#### INSTRUCTIONS TO FOLLOW
Skip the pictures and quote all of the lines exactly.

#### SUPPLIED DATA
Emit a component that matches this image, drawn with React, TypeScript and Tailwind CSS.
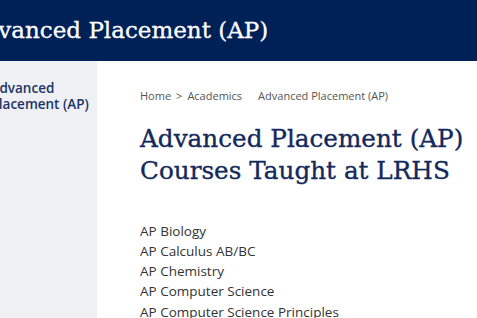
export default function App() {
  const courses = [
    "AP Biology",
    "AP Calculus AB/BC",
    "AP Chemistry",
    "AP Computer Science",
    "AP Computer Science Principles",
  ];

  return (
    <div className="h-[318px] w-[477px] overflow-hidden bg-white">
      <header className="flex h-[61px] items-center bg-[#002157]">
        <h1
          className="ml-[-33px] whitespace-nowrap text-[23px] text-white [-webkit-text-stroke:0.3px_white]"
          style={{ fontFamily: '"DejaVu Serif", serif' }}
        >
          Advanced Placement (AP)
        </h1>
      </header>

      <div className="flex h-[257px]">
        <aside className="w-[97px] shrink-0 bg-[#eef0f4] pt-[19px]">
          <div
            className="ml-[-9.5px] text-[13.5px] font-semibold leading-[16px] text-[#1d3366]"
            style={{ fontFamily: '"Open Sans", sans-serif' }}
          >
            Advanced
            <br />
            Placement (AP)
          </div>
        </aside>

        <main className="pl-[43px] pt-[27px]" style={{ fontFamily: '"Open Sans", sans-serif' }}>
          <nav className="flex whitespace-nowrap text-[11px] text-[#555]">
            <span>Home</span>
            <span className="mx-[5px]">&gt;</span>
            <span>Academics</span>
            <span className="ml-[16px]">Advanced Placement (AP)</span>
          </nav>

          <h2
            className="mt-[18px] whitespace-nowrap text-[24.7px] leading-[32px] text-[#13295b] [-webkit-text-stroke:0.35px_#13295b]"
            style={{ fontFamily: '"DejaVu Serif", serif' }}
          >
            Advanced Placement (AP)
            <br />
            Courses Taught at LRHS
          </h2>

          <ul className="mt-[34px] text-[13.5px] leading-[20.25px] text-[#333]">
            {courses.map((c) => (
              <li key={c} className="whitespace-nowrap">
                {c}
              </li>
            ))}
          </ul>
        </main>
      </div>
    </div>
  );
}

#### EXERCISE RESULT
Emit a component that matches this image, drawn with React, TypeScript and Tailwind CSS.
export default function App() {
  const courses = [
    "AP Biology",
    "AP Calculus AB/BC",
    "AP Chemistry",
    "AP Computer Science",
    "AP Computer Science Principles",
  ];

  return (
    <div className="h-[318px] w-[477px] overflow-hidden bg-white">
      <header className="flex h-[61px] items-center bg-[#002157]">
        <h1
          className="ml-[-33px] whitespace-nowrap text-[23px] text-white [-webkit-text-stroke:0.3px_white]"
          style={{ fontFamily: '"DejaVu Serif", serif' }}
        >
          Advanced Placement (AP)
        </h1>
      </header>

      <div className="flex h-[257px]">
        <aside className="w-[97px] shrink-0 bg-[#eef0f4] pt-[19px]">
          <div
            className="ml-[-9.5px] text-[13.5px] font-semibold leading-[16px] text-[#1d3366]"
            style={{ fontFamily: '"Open Sans", sans-serif' }}
          >
            Advanced
            <br />
            Placement (AP)
          </div>
        </aside>

        <main className="pl-[43px] pt-[27px]" style={{ fontFamily: '"Open Sans", sans-serif' }}>
          <nav className="flex whitespace-nowrap text-[11px] text-[#555]">
            <span>Home</span>
            <span className="mx-[5px]">&gt;</span>
            <span>Academics</span>
            <span className="ml-[16px]">Advanced Placement (AP)</span>
          </nav>

          <h2
            className="mt-[18px] whitespace-nowrap text-[24.7px] leading-[32px] text-[#13295b] [-webkit-text-stroke:0.35px_#13295b]"
            style={{ fontFamily: '"DejaVu Serif", serif' }}
          >
            Advanced Placement (AP)
            <br />
            Courses Taught at LRHS
          </h2>

          <ul className="mt-[34px] text-[13.5px] leading-[20.25px] text-[#333]">
            {courses.map((c) => (
              <li key={c} className="whitespace-nowrap">
                {c}
              </li>
            ))}
          </ul>
        </main>
      </div>
    </div>
  );
}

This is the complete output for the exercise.